Warlock Asylum: Any Final thoughts?

Serapis: Knowledge alone is useless, it must be Experienced directly, only then do you gain true Understanding, degree by degree until it becomes the Wisdom that you seek. Remember: “We are the Many, Becoming the One.”

Serapis

(NAGA Drackanna Zarantu Ansharu)

‘Nitu Ek Welu Ek Ra’

“Blessings of the Rising Up of the Sun”


3 thoughts on “Serapis Gives Us His Advice On The Necronomicon Tradition

  1. Great interview. I found myself reading his name UR.EL.E.AN as You Are Alien for some reason. 🙂

  2. Satan's Avenger says:

    An interesting perspective given on the Simon Necronomicon.

    The first thing that struck me with the word – UR.EL.E.AN was the two lettered sylables, some used in the Solar-mal language of the stars. UR=Light, EL=LORD, AN=Heaven; meaning ‘The Heavenly Lord of Light’. The name was given to you by Solar star beings, when you were opening up at such a young age of 7+years – the first quarter of your Saturn cycle of 29.5 years.

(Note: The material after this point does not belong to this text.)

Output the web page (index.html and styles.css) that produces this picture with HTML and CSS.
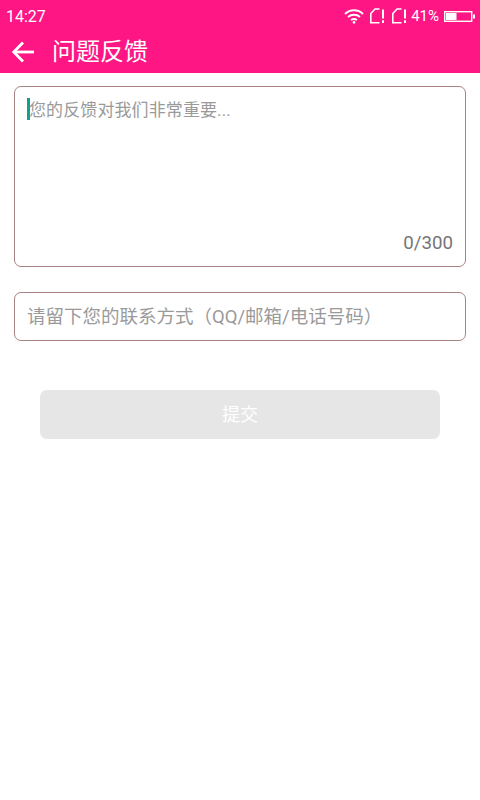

    It’s no wonder you identify with the name ‘Serapis’, the preduluvian Egyptian human being also known in the ‘Brotherthood of Light’ as the Ascended Master Serapis-Bay; ruler of the green 5th Ray oversighting Intellect.

    Alice A. Bailey books will cover more about Serapis.

  3. Satan's Avenger says:

    One of the unique things discussed in some detail within the Simon Necronomicon and no other Occult Book I can find which discusses this law, is the subject of – THE COVENANT !

    This is a major sacred secret, one revealed only in this publication. Such is not mentioned in any of HPL’s novels or even John Dee’s Necronomicon material.

    Attempts by the spirit world to destroy this information and keep it hidden, are not surprising as discussed in Simon’s Preface and Introductory section. The covenant is only hinted at in UFO books but never discussed as a topic by them. Why?

    This being so, leads me to wonder why Necronomicon Researchers and Occultists are not taking it more seriously.